> [PROBLEM DETAILS]:
Extract every line of the material that holds the string "index".

> [MATERIAL PROVIDED]:
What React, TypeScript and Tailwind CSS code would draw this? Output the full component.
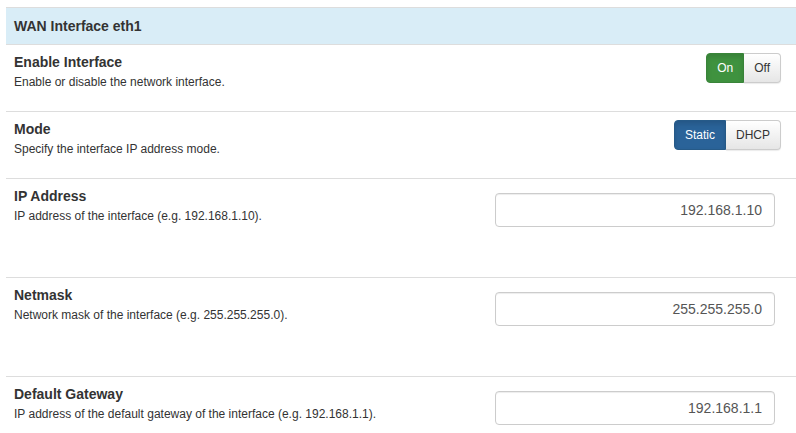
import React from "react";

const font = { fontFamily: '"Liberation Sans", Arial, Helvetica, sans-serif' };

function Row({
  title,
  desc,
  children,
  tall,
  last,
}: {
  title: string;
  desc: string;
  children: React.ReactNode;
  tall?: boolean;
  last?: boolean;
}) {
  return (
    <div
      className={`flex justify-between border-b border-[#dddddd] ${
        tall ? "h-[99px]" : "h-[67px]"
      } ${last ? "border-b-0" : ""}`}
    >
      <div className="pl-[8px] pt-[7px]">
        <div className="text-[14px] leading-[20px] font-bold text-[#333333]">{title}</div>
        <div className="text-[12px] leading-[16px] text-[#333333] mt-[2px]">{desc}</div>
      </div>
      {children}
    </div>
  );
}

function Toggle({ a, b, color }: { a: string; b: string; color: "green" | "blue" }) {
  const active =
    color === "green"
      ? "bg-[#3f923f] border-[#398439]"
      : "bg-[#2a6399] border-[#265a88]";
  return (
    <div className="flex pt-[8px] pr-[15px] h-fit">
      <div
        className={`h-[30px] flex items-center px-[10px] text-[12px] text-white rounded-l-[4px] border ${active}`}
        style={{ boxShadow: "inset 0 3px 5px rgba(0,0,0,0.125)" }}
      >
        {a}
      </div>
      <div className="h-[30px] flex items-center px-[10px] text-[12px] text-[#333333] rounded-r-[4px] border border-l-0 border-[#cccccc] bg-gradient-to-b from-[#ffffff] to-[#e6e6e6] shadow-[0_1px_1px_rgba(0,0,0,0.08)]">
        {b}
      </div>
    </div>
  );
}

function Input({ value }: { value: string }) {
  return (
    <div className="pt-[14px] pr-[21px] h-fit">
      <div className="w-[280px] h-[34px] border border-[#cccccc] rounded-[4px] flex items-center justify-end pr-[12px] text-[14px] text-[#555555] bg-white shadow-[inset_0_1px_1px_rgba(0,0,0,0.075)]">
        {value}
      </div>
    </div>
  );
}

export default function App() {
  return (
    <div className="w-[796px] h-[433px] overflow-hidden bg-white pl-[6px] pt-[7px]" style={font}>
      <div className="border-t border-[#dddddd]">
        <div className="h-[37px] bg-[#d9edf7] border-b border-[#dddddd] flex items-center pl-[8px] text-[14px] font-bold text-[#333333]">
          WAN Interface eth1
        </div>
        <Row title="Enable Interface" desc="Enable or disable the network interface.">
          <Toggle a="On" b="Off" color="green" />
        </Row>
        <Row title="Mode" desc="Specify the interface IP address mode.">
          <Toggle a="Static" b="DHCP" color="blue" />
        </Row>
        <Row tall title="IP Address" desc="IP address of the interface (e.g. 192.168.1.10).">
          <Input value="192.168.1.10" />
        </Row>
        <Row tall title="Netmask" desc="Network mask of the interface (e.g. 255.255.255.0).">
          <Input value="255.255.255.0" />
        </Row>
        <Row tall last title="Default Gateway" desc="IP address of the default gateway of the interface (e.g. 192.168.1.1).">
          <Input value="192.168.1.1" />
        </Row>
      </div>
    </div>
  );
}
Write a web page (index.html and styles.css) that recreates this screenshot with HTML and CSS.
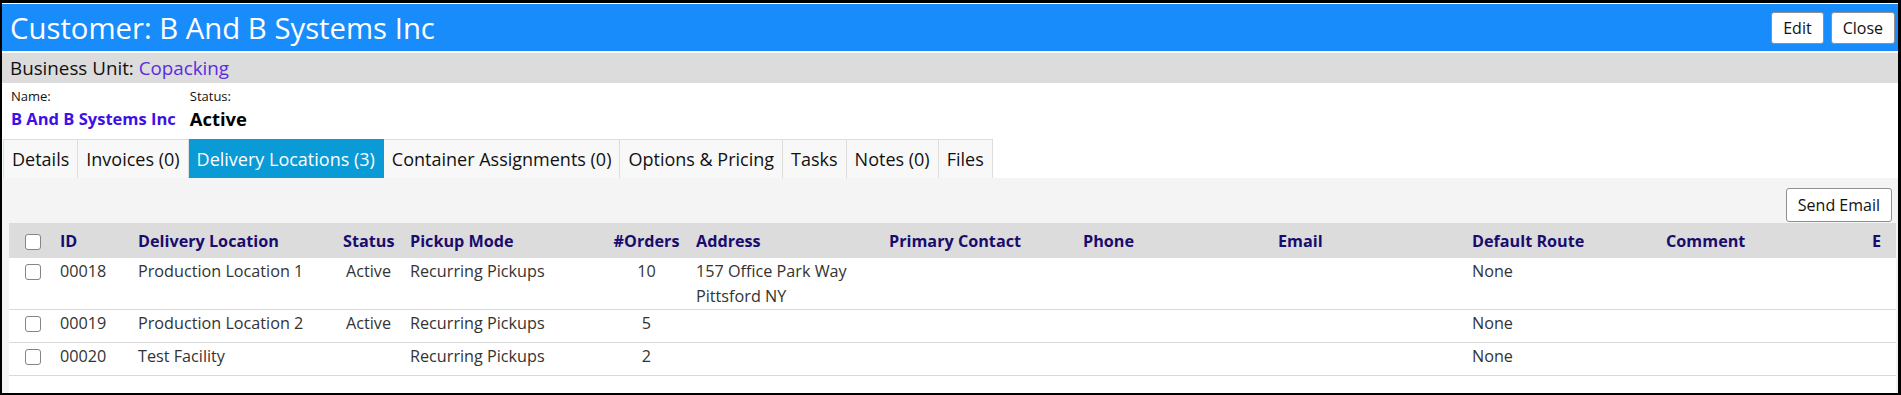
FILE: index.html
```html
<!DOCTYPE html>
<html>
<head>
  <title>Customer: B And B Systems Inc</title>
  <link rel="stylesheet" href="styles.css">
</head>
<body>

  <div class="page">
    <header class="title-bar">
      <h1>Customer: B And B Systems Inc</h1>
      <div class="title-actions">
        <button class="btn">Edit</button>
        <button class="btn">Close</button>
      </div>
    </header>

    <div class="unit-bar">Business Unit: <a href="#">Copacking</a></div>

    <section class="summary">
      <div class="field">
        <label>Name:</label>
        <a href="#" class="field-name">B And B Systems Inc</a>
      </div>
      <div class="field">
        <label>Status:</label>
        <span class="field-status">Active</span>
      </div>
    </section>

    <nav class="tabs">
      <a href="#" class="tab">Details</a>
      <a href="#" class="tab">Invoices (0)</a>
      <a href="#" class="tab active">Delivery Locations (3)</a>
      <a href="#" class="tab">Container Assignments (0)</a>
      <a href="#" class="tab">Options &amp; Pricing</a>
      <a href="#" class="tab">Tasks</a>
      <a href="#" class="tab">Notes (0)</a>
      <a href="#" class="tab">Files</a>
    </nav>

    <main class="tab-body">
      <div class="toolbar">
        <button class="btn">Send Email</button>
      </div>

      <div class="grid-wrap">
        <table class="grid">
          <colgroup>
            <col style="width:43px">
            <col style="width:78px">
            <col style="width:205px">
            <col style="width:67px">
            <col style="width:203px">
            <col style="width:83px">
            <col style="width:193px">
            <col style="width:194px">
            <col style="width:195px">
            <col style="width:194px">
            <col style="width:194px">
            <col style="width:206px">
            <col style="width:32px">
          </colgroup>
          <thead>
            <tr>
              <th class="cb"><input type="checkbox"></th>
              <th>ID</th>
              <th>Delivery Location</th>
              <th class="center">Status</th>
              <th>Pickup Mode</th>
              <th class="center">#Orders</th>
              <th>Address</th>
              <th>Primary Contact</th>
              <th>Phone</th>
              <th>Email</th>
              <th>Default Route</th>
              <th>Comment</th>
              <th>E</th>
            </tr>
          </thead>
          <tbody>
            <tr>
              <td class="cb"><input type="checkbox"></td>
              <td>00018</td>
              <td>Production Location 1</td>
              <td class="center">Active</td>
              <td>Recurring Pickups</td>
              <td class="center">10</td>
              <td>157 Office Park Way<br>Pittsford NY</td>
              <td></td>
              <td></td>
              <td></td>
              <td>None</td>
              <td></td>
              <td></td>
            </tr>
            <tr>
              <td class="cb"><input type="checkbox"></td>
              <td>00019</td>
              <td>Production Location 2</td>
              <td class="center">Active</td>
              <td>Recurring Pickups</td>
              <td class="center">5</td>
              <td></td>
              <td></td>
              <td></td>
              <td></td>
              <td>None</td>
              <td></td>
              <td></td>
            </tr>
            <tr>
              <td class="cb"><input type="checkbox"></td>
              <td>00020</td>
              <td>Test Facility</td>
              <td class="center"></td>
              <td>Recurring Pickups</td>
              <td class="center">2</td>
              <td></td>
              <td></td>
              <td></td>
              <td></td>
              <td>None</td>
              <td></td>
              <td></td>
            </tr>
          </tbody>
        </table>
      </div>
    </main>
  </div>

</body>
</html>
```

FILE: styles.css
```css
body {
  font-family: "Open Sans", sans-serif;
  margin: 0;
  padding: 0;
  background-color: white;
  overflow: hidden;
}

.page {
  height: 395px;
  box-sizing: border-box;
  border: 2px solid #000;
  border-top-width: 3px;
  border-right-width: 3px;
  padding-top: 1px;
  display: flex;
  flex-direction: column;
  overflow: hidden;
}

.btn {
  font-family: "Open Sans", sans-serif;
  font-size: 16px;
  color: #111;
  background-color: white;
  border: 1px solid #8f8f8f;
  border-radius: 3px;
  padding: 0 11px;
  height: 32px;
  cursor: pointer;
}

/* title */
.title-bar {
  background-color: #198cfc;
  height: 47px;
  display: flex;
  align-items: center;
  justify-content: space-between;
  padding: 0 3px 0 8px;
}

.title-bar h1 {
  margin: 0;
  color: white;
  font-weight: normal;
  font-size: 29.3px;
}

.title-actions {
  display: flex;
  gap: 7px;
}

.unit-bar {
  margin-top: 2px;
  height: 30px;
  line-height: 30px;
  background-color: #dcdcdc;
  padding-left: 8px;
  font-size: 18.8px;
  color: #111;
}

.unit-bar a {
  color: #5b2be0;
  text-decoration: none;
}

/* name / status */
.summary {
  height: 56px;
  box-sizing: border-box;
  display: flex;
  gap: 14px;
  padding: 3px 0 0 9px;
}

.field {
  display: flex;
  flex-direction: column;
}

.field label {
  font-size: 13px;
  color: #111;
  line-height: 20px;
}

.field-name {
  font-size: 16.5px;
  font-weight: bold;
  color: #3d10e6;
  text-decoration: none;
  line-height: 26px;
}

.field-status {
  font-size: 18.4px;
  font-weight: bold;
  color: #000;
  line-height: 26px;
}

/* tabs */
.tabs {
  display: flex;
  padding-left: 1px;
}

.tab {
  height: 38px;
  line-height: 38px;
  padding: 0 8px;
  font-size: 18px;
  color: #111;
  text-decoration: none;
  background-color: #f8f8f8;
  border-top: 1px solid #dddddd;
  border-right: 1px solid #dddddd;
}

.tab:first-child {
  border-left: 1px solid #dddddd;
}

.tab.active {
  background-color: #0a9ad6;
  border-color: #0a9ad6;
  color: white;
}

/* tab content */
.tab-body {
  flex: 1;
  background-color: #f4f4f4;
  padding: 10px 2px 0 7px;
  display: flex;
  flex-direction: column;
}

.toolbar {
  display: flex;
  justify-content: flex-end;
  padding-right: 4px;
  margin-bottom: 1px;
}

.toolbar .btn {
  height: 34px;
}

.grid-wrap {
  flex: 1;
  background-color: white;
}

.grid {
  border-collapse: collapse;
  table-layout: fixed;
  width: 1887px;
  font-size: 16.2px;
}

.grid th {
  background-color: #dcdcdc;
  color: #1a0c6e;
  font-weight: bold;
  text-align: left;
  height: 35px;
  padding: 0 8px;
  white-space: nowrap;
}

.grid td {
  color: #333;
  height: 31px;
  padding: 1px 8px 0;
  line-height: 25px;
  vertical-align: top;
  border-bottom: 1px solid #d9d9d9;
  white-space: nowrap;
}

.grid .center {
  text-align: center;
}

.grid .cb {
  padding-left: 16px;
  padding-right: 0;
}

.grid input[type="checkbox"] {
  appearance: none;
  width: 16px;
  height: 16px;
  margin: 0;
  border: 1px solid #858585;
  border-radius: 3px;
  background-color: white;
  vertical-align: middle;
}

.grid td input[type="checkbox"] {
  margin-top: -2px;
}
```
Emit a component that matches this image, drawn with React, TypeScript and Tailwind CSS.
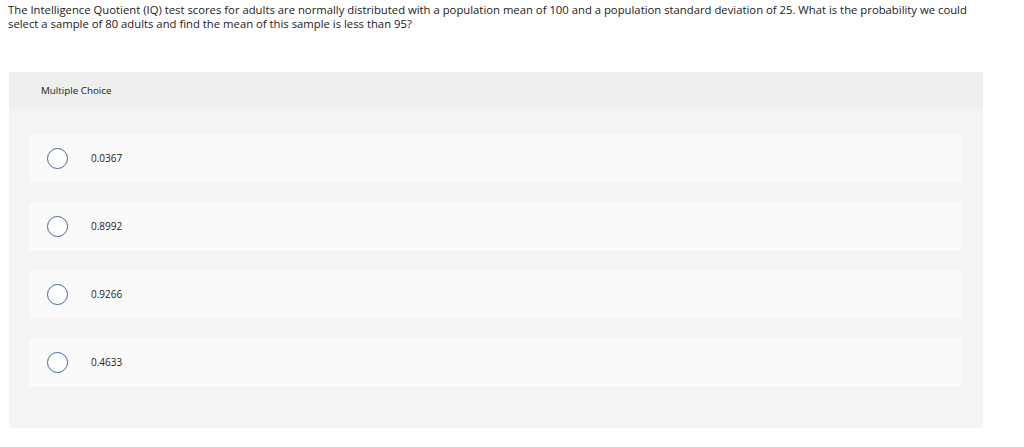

> [RESPONSE TO THE TASK]:
Write a web page (index.html and styles.css) that recreates this screenshot with HTML and CSS.
FILE: index.html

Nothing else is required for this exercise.